Date/Time: February 5th (Wednesday) noon

Where: Center for Atmospheric Sciences Class Room (Phenix 123)

Speaker: William Moore

From: Atmospheric and Planetary Sciences Department, Hampton University

Topic: Planetary Cooling From Magma Oceans to Heat Pipes to Plate Tectonics

Abstract:

The fundamental role of volcanism as a global heat and mass transport process on the terrestrial planets has largely been overlooked, since these effects are minor at present everywhere but Jupiter’s moon Io. Nonetheless, the endogenic resurfacing of all terrestrial bodies other than Earth is dominated by volcanic landforms. When volcanism dominates heat transport, a terrestrial body enters a heat-pipe mode, in which hot magma moves through the lithosphere in narrow channels. Even at high heat flow, a heat-pipe planet develops a thick, cold, downwards-advecting lithosphere dominated by (ultra-)mafic flows and contractional deformation at the surface.

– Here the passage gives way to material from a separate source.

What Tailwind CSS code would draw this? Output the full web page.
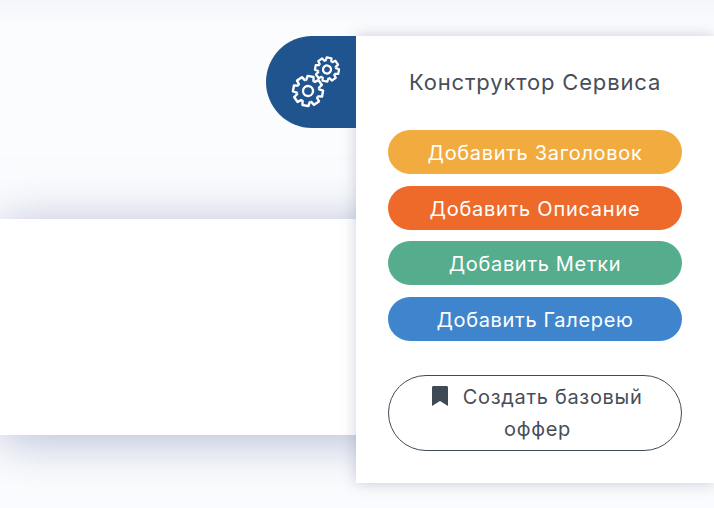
<!DOCTYPE html>
<html lang="en">
  <head>
    <meta charset="UTF-8" />
    <meta name="viewport" content="width=device-width, initial-scale=1.0" />
    <title>Конструктор Сервиса</title>
    <script src="https://cdn.jsdelivr.net/npm/@tailwindcss/browser@4"></script>
  </head>

  <body>
    <div class="relative h-[508px] w-[714px] overflow-hidden bg-[#fbfcfe] font-['Inter','Open_Sans',sans-serif]">
      <!-- top fade -->
      <div class="h-[28px] w-full bg-gradient-to-b from-[#f5f6fa] to-[#fbfcfe]"></div>

      <!-- page card -->
      <div class="h-[216px] mt-[191px] w-full bg-white shadow-[0_5px_46px_rgba(145,153,195,0.68)]"></div>

      <!-- constructor panel -->
      <div class="absolute left-[356px] top-[36px] w-[358px] h-[447px] bg-white px-8 shadow-[0_0_14px_rgba(60,70,100,0.25)]">
        <!-- tab -->
        <div class="absolute left-[-90px] top-0 w-[90px] h-[92px] rounded-l-[46px] bg-[#20548f] flex items-center justify-center">
          <svg width="90" height="92" viewBox="0 0 90 92" fill="none" stroke="white" stroke-width="2.4" stroke-linejoin="round">
            <defs>
              <g id="gear">
                <path id="tooth" d="M-4.300-10.400L-3.600-10.800L-3-14.800H3L3.600-10.800L4.300-10.400" />
                <use href="#tooth" transform="rotate(45)" />
                <use href="#tooth" transform="rotate(90)" />
                <use href="#tooth" transform="rotate(135)" />
                <use href="#tooth" transform="rotate(180)" />
                <use href="#tooth" transform="rotate(225)" />
                <use href="#tooth" transform="rotate(270)" />
                <use href="#tooth" transform="rotate(315)" />
              </g>
            </defs>
            <g transform="translate(42 55) rotate(10)">
              <use href="#gear" />
              <circle r="5" />
            </g>
            <g transform="translate(61 33.500) rotate(10) scale(0.8)" stroke-width="2.800">
              <use href="#gear" />
              <circle r="5" />
            </g>
          </svg>
        </div>

        <h2 class="mt-[33px] h-[27px] text-center text-[22px] leading-[27px] tracking-[0.84px] text-[#474e58] whitespace-nowrap">Конструктор Сервиса</h2>

        <div class="mt-[34px] flex flex-col gap-[11.67px]">
          <button class="h-[44px] pt-[2px] rounded-full bg-[#f2ab3e] text-white text-[20px] tracking-[0.68px]">Добавить Заголовок</button>
          <button class="h-[44px] pt-[2px] rounded-full bg-[#ee6a2b] text-white text-[20px] tracking-[0.75px]">Добавить Описание</button>
          <button class="h-[44px] pt-[2px] rounded-full bg-[#55ad8d] text-white text-[20px] tracking-[0.68px]">Добавить Метки</button>
          <button class="h-[44px] pt-[2px] rounded-full bg-[#3f85cd] text-white text-[20px] tracking-[0.68px]">Добавить Галерею</button>
        </div>

        <button class="mt-[34px] w-full h-[76px] rounded-[38px] border border-[#3f4a56] pl-[21px] pr-4 text-[20px] leading-[32px] tracking-[0.68px] text-[#474e58]">
          <svg class="inline-block mr-[8px] mb-[5px]" width="16" height="20" viewBox="0 0 16 20">
            <path d="M0 1.500C0 .7.7 0 1.500 0h13c.8 0 1.500.7 1.500 1.500V20L8 15 0 20Z" fill="#3f4a56" />
          </svg>
          Создать базовый оффер
        </button>
      </div>
    </div>
  </body>
</html>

Early geologic evolution of each terrestrial body in the Solar System is consistent with heat-pipe cooling. These planets subsequently transitioned into a rigid-lid convective phase or a plate-tectonic phase, depending on the interaction between stresses in the mantle and the strength of the lithosphere. Heat-pipe cooling is a universal process experienced by all terrestrial bodies of sufficient size. Terrestrial exoplanets appreciably larger than Earth may remain in heat-pipe mode as long as a typical star lifespan.